Driving 3-4 RGB LEDs would use up more PWM-enabled I/O pins, than are available on the Arduino Nano, so we use another of the standard PCA9685-based 16-channel PWM drivers.
(11) B-SIDE POWER SUPPLY MONITORS
Finally, we place a INA219 high-side current sensor on each of the two B-side power supplies to closely monitor voltage and current levels.
(12) MAIN CONTROLLER DISPLAY
The value of this device is debatable. In normal operation, a display is more or less useless. It’s only when something goes wrong, that the display has a value. In the PipeDream61 organ we have a simple 8-digit LED display on the main instrument controller, showing a status on pipe driver heat build-up (not relevant in PipeMare) and very basic error messages. While more detailed error messages is indeed desirable, it may not be enough to justify using an LCD display. We may opt for one of the small 1″-ish 128×64 pixel OLED displays, or even a 128×32 pixel. They are easy to use and don’t take up much space.
(13) CAN BUS
The instrument gets its instructions from the master through the CAN bus. The Teensy microcontrollers have a built-in CAN controller, which we’ll use, but to interface with the physical bus, we need a CAN transceiver. We use a SN65HVD230, which can be bought as pre-assembled modules, and they work perfectly.
The controller circuitry is finally finished.
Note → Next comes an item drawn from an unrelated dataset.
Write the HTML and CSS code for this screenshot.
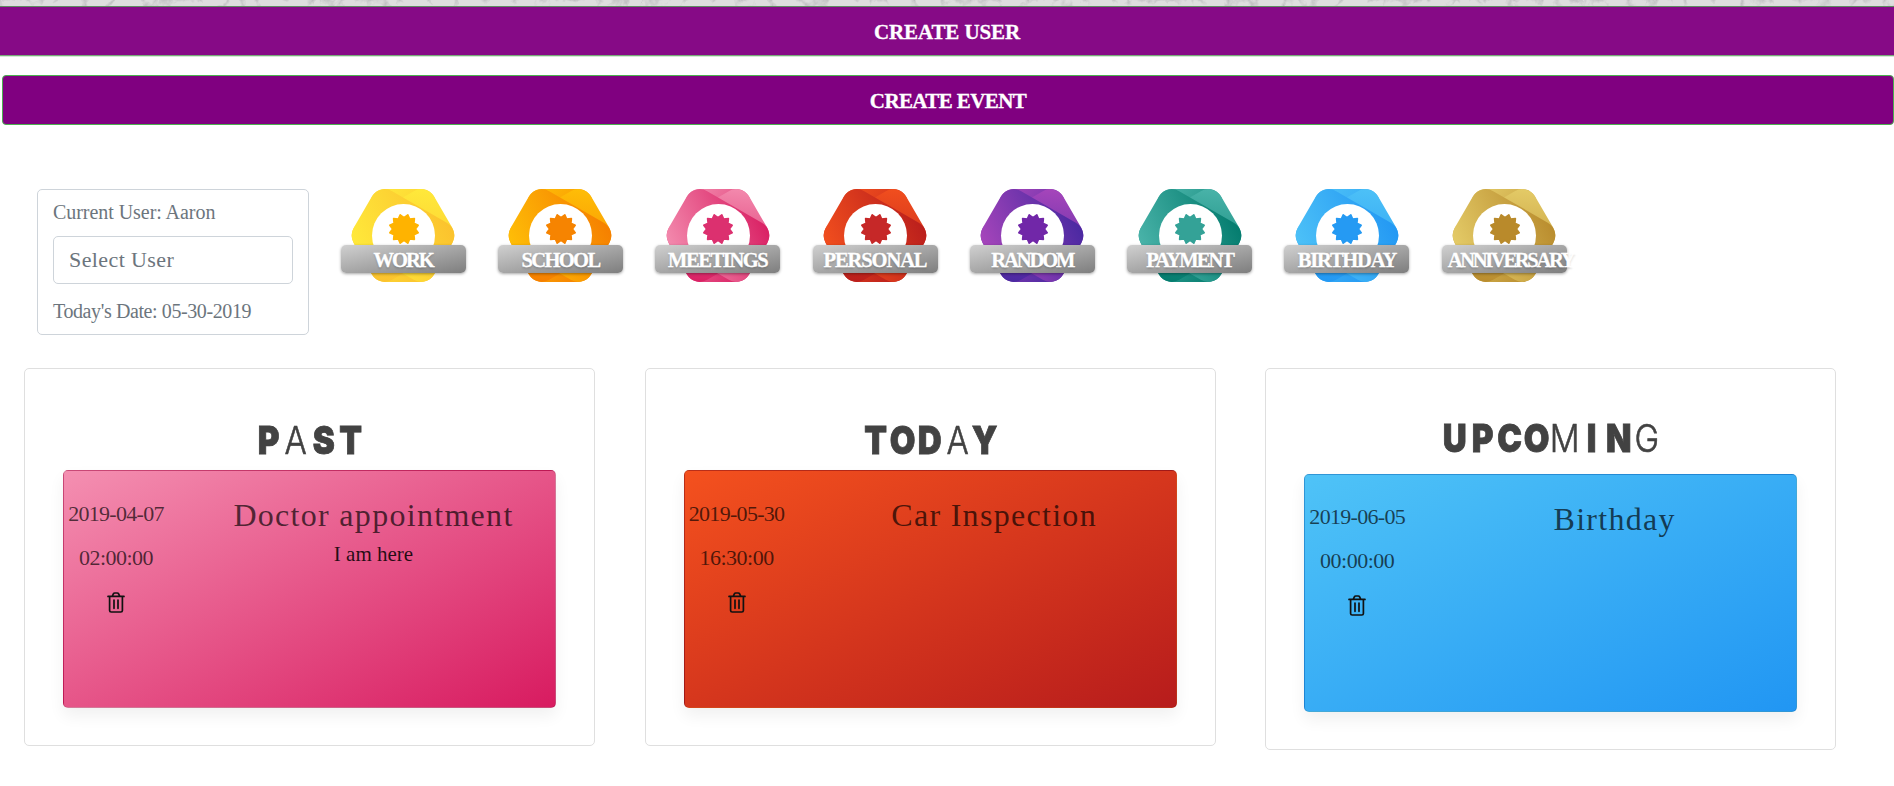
FILE: index.html
```html
<!DOCTYPE html>
<html lang="en">
<head>
<meta charset="utf-8">
<title>Events</title>
<link rel="stylesheet" href="styles.css">
</head>
<body>
<svg class="defs" width="0" height="0" aria-hidden="true">
  <symbol id="seal" viewBox="-16 -16 32 32">
    <path stroke-width="1.6" stroke-linejoin="round" stroke="currentColor" fill="currentColor" d="M3.8-14.2 5.7-9.9 10.4-10.4 9.9-5.7 14.2-3.8 11.4 0 14.2 3.8 9.9 5.7 10.4 10.4 5.7 9.9 3.8 14.2 0 11.4-3.8 14.2-5.7 9.9-10.4 10.4-9.9 5.7-14.2 3.8-11.4 0-14.2-3.8-9.9-5.7-10.4-10.4-5.7-9.9-3.8-14.2 0-11.4Z"/>
  </symbol>
  <symbol id="trash" viewBox="0 0 18 21">
    <path fill="none" stroke="currentColor" stroke-width="1.7" stroke-linejoin="round" stroke-linecap="round" d="M1 4.4H17M2.6 4.4V18.4Q2.6 20 4.2 20H13.8Q15.4 20 15.4 18.4V4.4M5.3 4.2 6.3 2Q6.8 1 7.8 1H10.2Q11.2 1 11.7 2L12.7 4.2M7 8V16.3M11 8V16.3"/>
  </symbol>
</svg>
<div class="marble">
  <svg width="1894" height="6" preserveAspectRatio="none" aria-hidden="true">
    <filter id="veins" x="0" y="0" width="100%" height="100%">
      <feTurbulence type="turbulence" baseFrequency="0.035 0.03" numOctaves="4" seed="8"/>
      <feColorMatrix values="0 0 0 0 .5  0 0 0 0 .5  0 0 0 0 .51  -4 0 0 0 .95"/>
    </filter>
    <rect width="1894" height="6" filter="url(#veins)"/>
  </svg>
</div>
<button class="bar bar-user">CREATE USER</button>
<button class="bar bar-event">CREATE EVENT</button>

<div class="top">
  <section class="user">
    <div class="current">Current User: Aaron</div>
    <div class="select">Select User</div>
    <div class="today">Today's Date: 05-30-2019</div>
  </section>
  <div class="badges">
    <div class="cell"><div class="badge yellow"><div class="circle"><svg><use href="#seal"/></svg></div><div class="ribbon">WORK</div></div></div>
    <div class="cell"><div class="badge orange"><div class="circle"><svg><use href="#seal"/></svg></div><div class="ribbon">SCHOOL</div></div></div>
    <div class="cell"><div class="badge pink"><div class="circle"><svg><use href="#seal"/></svg></div><div class="ribbon">MEETINGS</div></div></div>
    <div class="cell"><div class="badge red"><div class="circle"><svg><use href="#seal"/></svg></div><div class="ribbon">PERSONAL</div></div></div>
    <div class="cell"><div class="badge purple"><div class="circle"><svg><use href="#seal"/></svg></div><div class="ribbon">RANDOM</div></div></div>
    <div class="cell"><div class="badge teal"><div class="circle"><svg><use href="#seal"/></svg></div><div class="ribbon">PAYMENT</div></div></div>
    <div class="cell"><div class="badge blue"><div class="circle"><svg><use href="#seal"/></svg></div><div class="ribbon">BIRTHDAY</div></div></div>
    <div class="cell"><div class="badge gold"><div class="circle"><svg><use href="#seal"/></svg></div><div class="ribbon">ANNIVERSARY</div></div></div>
  </div>
</div>

<main class="columns">
  <section class="panel">
    <h2 class="heading"><span>P</span><span class="thin">A</span><span>S</span><span>T</span></h2>
    <article class="event pink">
      <div class="when"><div>2019-04-07</div><div class="time">02:00:00</div><svg class="trash"><use href="#trash"/></svg></div>
      <div class="what"><h3>Doctor appointment</h3><p>I am here</p></div>
    </article>
  </section>
  <section class="panel">
    <h2 class="heading"><span>T</span><span>O</span><span>D</span><span class="thin">A</span><span>Y</span></h2>
    <article class="event red">
      <div class="when"><div>2019-05-30</div><div class="time">16:30:00</div><svg class="trash"><use href="#trash"/></svg></div>
      <div class="what"><h3>Car Inspection</h3></div>
    </article>
  </section>
  <section class="panel upcoming">
    <h2 class="heading"><span>U</span><span>P</span><span>C</span><span>O</span><span class="thin">M</span><span>I</span><span>N</span><span class="thin">G</span></h2>
    <article class="event blue">
      <div class="when"><div>2019-06-05</div><div class="time">00:00:00</div><svg class="trash"><use href="#trash"/></svg></div>
      <div class="what"><h3>Birthday</h3></div>
    </article>
  </section>
</main>
</body>
</html>
```
FILE: styles.css
```css
* { box-sizing: border-box; }
html { overflow: hidden; }
body {
  margin: 0;
  background: #fff;
  font-family: "Liberation Serif", serif;
  color: #6c757d;
  overflow: hidden;
}
.defs { position: absolute; }
.marble { height: 6px; background: #dedede; overflow: hidden; }
.marble svg { display: block; }

.bar {
  display: block;
  height: 50px;
  padding: 0;
  border: 1px solid #4caf50;
  background: #800080;
  color: #fff;
  font: bold 21px/48px "Liberation Serif", serif;
  -webkit-text-stroke: .3px #fff;
}
.bar-user {
  width: 100%;
  background: #860a86;
  border-width: 1px 0;
  border-color: #5f8a62 transparent #76a878;
  letter-spacing: -.1px;
  padding-top: 1px;
  box-shadow: 0 1px 0 #d3ead4;
}
.bar-event {
  width: 1892px;
  margin: 19px 0 0 2px;
  padding-top: 1px;
  border-radius: 4px;
  letter-spacing: -.6px;
}

.top { display: flex; height: 179px; margin: 64px 0 0 37px; }
.user {
  width: 272px;
  height: 146px;
  border: 1px solid #ced4da;
  border-radius: 5px;
  padding: 10px 15px;
  font-size: 20px;
  line-height: 24px;
}
.current { letter-spacing: -.05px; }
.select {
  height: 48px;
  margin: 12px 0 15px;
  padding-left: 15px;
  border: 1px solid #ced4da;
  border-radius: 5px;
  font-size: 22px;
  line-height: 46px;
  letter-spacing: .4px;
}
.today { letter-spacing: -.4px; }

.badges { display: flex; margin-left: 15.5px; }
.cell { width: 157.3px; display: flex; justify-content: center; }
.badge {
  position: relative;
  width: 66px;
  height: 93px;
  border-radius: 15px;
  background: linear-gradient(to bottom right, var(--from), var(--to));
  color: var(--seal);
}
.badge::before, .badge::after {
  content: "";
  position: absolute;
  inset: 0;
  border-radius: inherit;
  background: inherit;
}
.badge::before { transform: rotate(60deg); }
.badge::after { transform: rotate(-60deg); }
.circle {
  position: absolute;
  left: 2px;
  top: 15px;
  z-index: 1;
  width: 63px;
  height: 63px;
  border-radius: 50%;
  background: #fff;
}
.circle svg { display: block; width: 32px; height: 32px; margin: 9px 0 0 15.5px; }
.ribbon {
  position: absolute;
  left: -29.5px;
  top: 56px;
  z-index: 2;
  width: 125px;
  height: 28px;
  padding-left: 6px;
  padding-right: 6px;
  border-radius: 5px;
  background: linear-gradient(to bottom right, #d0d0d0, #7e7e7e);
  box-shadow: 0 1px 3px rgba(0, 0, 0, .35);
  color: #fff;
  font-size: 20.5px;
  font-weight: bold;
  line-height: 31px;
  text-align: center;
  white-space: nowrap;
  letter-spacing: var(--track);
  -webkit-text-stroke: .3px #fff;
  text-shadow: 0 2px 2px rgba(0, 0, 0, .15);
}
.yellow { --from: #ffeb3b; --to: #fbc02d; --seal: #ffb300; --track: -2px; }
.orange { --from: #ffc107; --to: #f57c00; --seal: #f68401; --track: -1.6px; }
.pink { --from: #f48fb1; --to: #d81b60; --seal: #dc306f; --track: -1.4px; }
.red { --from: #f4511e; --to: #b71c1c; --seal: #c62828; --track: -1.1px; }
.purple { --from: #ab47bc; --to: #4527a0; --seal: #7127a8; --track: -2.1px; }
.teal { --from: #4db6ac; --to: #00796b; --seal: #34a297; --track: -1.9px; }
.blue { --from: #4fc3f7; --to: #2196f3; --seal: #259af3; --track: -1.2px; }
.gold { --from: #e6ce6a; --to: #b7892b; --seal: #b98a2b; --track: -2.3px; }

.columns { display: grid; grid-template-columns: repeat(3, 571px); gap: 49.6px; padding-left: 24px; align-items: start; }
.panel {
  height: 378px;
  padding: 50px 38px 0;
  border: 1px solid #dfdfdf;
  border-radius: 5px;
}
.upcoming { height: 382px; padding-top: 48px; }
.heading {
  display: flex;
  justify-content: center;
  height: 42px;
  margin: 0 0 9px;
  color: #424242;
  font: 900 38.5px/42px Inter, sans-serif;
}
.heading span { display: flex; justify-content: center; width: 27.4px; transform: scaleX(.86); -webkit-text-stroke: .8px #424242; }
.heading .thin { font-weight: 300; -webkit-text-stroke: .6px #424242; }
.upcoming .heading { margin-bottom: 14.6px; }
.event {
  display: grid;
  grid-template-columns: 104px 1fr;
  column-gap: 24px;
  height: 238px;
  border: 1px solid rgba(0, 0, 0, .125);
  border-radius: 5px;
  background: linear-gradient(to bottom right, var(--from), var(--to));
  box-shadow: 0 8px 16px rgba(0, 0, 0, .06);
  text-align: center;
  color: rgba(0, 0, 0, .68);
}
.when { padding-top: 30px; font-size: 22px; line-height: 26px; letter-spacing: -.7px; }
.time { margin: 18px 0 21px; letter-spacing: -.5px; }
.trash { display: block; width: 18px; height: 21px; margin: 0 auto; color: #111; }
.upcoming .when { padding-top: 29px; }
.what h3 { margin: 25px 0 0; font-weight: normal; font-size: 32px; line-height: 38px; letter-spacing: 1.3px; }
.what p { margin: 8px 0 0; font-size: 21px; line-height: 24px; color: rgba(0, 0, 0, .85); }
```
However, we need to make som global changes to the EnsembleBot communication and power schemes, before we can even begin to perform unit testing of the controller hardware. So,a working organ is still a long way away.
Progress has been a bit slow, but now we are getting somewhere. The main controller board with primary and secondary microcontrollers has been assembled, though not yet tested.
The last two pipe driver boards need to be assembled, and then we can start assembling the complete PipeMare controller circuitry in the PipeMare cabinet drawer.
And then, of course, follows a very long, slow and tedious process of testing, debugging and correcting each of the one billion parts and functions in the instrument and the firmware.
We have all the components, and slave firmware programming has begun, but there’s still a long way to go.